A researcher in Grenoble, France is developing an application in the form of a game to help young children with autism recognize, identify and reproduce emotions on their faces through an avatar.
Building on innovation to strengthen human relationships. Such is the goal of Emoface, an application that aims to help autistic children understand, learn and express emotions to better manage social interactions.
Adela Barbulescu, a computer scientist at the University of Grenoble Alpes, developed the tool by finding inspiration when writing her thesis on the analysis of facial expressions and emotions. The 31-year-old scientist worked with autistic children and adolescents as well as medical institutions’ staff for more than a year to understand their needs and develop this application. For Adela, “the avatar offers children a dynamic, interactive situation where the morphology of a face can be changed”.
A useful application for families
The game first addresses emotional expression, for example displaying a smiling face. The child will then have to find in the pictograms the one that corresponds to the smile. Also, the child will have to recognize emotions that the game offers, choosing the right answer in a multiple-choice questionnaire. The next level allows him or her to practice understanding social situations with an explaining text. The child must then choose the right reaction to have between two faces expressing different expressions. Finally, thanks to the camera, the game asks the child to reproduce expressions on his face. The 3D avatar will come alive by measuring its success rate in reproducing the expression.
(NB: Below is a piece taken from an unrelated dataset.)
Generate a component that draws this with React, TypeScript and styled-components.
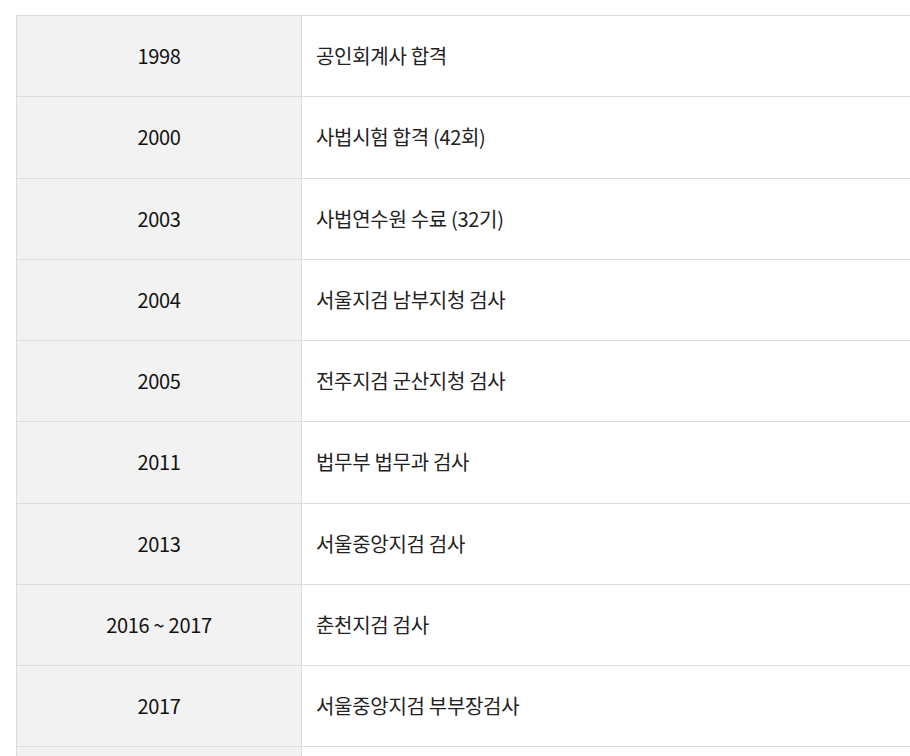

Sylvie, mother of the 9-year-old Mathis tested the home application. For her son, a non-verbal autistic, the tablet was a more playful way to work on emotions. The avatar trains Mathis to imitate the emotions he identifies. The last step will be for him to spontaneously reproduce an expression, like a grimace, elsewhere than at home.
A daily plus for autistic children
Dominique Dossena , director of the very first autism unit of APF France handicap in Grenoble since 2016, welcomed the tablet as a “daily plus” in addition to the basic methods used to help autistic children improve their facial expressions. Strongly focused on innovation, its teams, composed of 15 professionals for twenty children, tested Emoface on 6 emotions with children aged 6 to 15 years. “We will integrate it into our practices because the children’s reactions were very positive and the families are ready,” said the director.
An intuitive tool for the younger generation
Carine, a psychomotor therapist, has tested the prototype of Emoface in pairs with her neuropsychologist colleague on fifteen autistic young adolescents aged 13 to 20.
“We were able to use the app via a tablet during individual or small group support sessions and adapt the difficulty levels according to the age,” said Carine. The tablet made it possible to have a neutral link between the medical team and the autistic children.
The tablet remains an intuitive tool for this young generation. At the IME of Grenoble, the medical team hopes that such an application can provide improvements to the daily life of children, at the bakery or at the butcher, and help families. “We had this feeling with some young children who gradually managed to access higher levels of cognition” added the psychomotor therapist.